In 1999, a gay male graphic designer named Sean Campbell created a flag for Lesbian/Labrys Pride. According to The Queerstory Files, Sean was working on a special Pride edition of the Palm Springs Gay and Lesbian Times and created  “rather than hunt around getting copyright clearance for photos and images Sean came up with the imaginative idea of designing flags for various sections of the lgbt community.” The flag has made a little traction on the internet, but has never been widely recognized as one for the lesbian community.


A “Lipstick Lesbian Pride” flag is also found on Wikipedia and a few other websites, but is also not a widely-used symbol.


The rainbow flag that we all recognize as a symbol of both gay and LGBT pride is used in an all-encompassing manner, but as bisexual, transgender, pansexual, asexual and other identities create and use their own specific colors and lines to tout their pride, it would seem lesbians could use something similar. The rainbow flag, created by San Francisco artist Gilbert Baker in 1978, sought to represent different things with each colored stripe (hot pink: sexuality (later removed because of lack of fabric availability); red: life; orange: healing; yellow: sunlight; green: nature; turquoise: magic/art; indigo/blue: serenity/harmony; violet: spirit). Of course, none of these qualities are gay male specific (nor are they even “gay” specific), so the rainbow could effectively seek to represent lesbians as well. But even sectors of the community have their own flags, from bears to BDSM and leather cultures.


Two other symbols that are known to be lesbian-specific include interlocking women symbols and an inverted black triangle. While the former is self-explanatory, the former is based on the Nazi concentration camp labeling system. Male prisoners who were thought to be homosexual were forced to wear pink triangles, while women who were “arrested and imprisoned for anti-social behavior” (aka feminists, lesbians, prostitutes and “any woman who didn’t conform to the ideal Nazi image of a woman: cooking, cleaning, kitchen work, child raising, passive, etc.”) were made to wear black triangles. Although this wasn’t what inspired the Daughters of Bilitis to include a black triangle on their emblem, it is interesting that it happened to be one of the first examples of its reclamation and use of something positive. Much like the word “lesbian,” the historically negative affiliation with the black triangle was turned into a way to show pride and identity. 


So what would a lesbian flag look like? Well, to look at what inspired other flags, Michael Page created the bisexual flag using pink to represent same-sex attraction, blue to represent opposite sex attraction and purple in the middle to represent “sexual attraction to both sexes.”


Trans flag designer Monica Helms says the light blue stripes represent “the traditional color for baby boys” while the pink is for girls.
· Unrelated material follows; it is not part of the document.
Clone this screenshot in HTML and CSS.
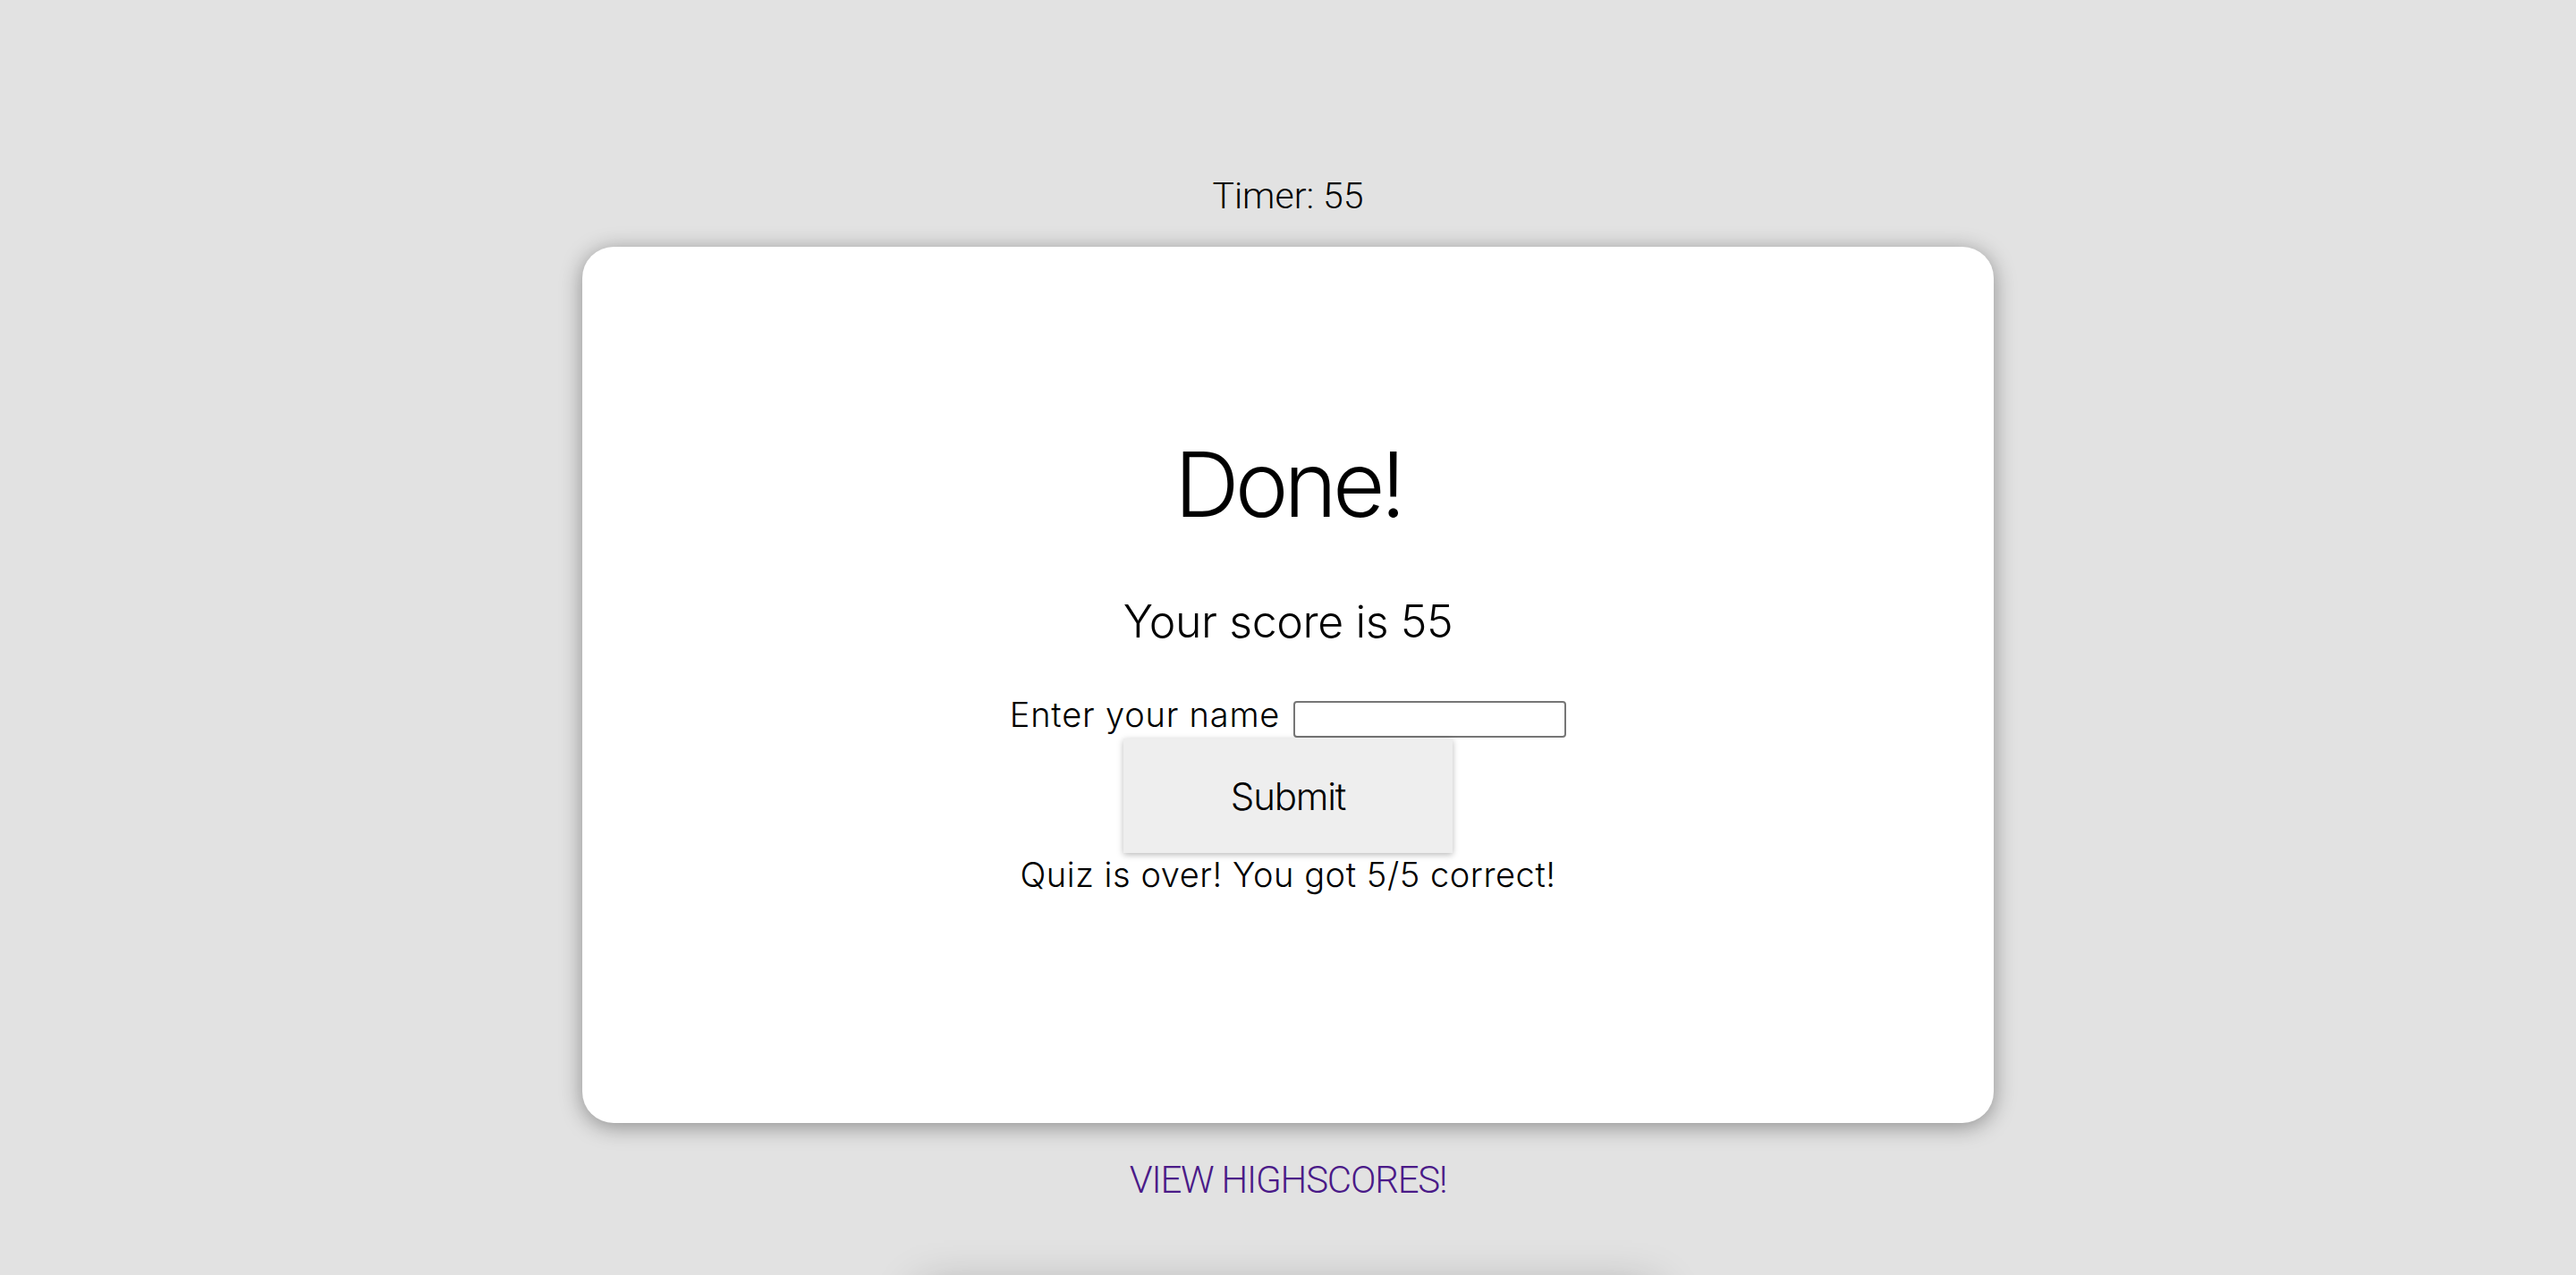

The middle white stripe is “for those who are intersex, transitioning or consider themselves having a neutral or undefined gender.”


The pansexual pride flag utilizes blue and pink in a similar way to the other two, signifying male and female spectrum identities and attractions, while yellow is in the middle to represent “non-binary attraction such as androgynous, agender, bigender, genderfluid, transgender and intersex people.”


To borrow from a little bit of everyone a tad, a lesbian flag might be something like this, with the pink used for women who identify on the female spectrum and are interested in relationships with women, and the black triangle for the symbolization of our pride in being identified, or “on guard” as the Daughters of Bilitis might say.


I’m not proposing I create the lesbian pride flag, or that this design of mine be utilized by lesbians of the world forever more, but I do think we could benefit from something like this of our own. Flags are used as powerful signaling devices; patriotic symbols of messages and purpose that can be used in times of celebration and demonstration. So, maybe I’m just jealous that everyone else has this kind of symbol to hoist at parades or wear to dinner parties, but wouldn’t it be great to have one of our own?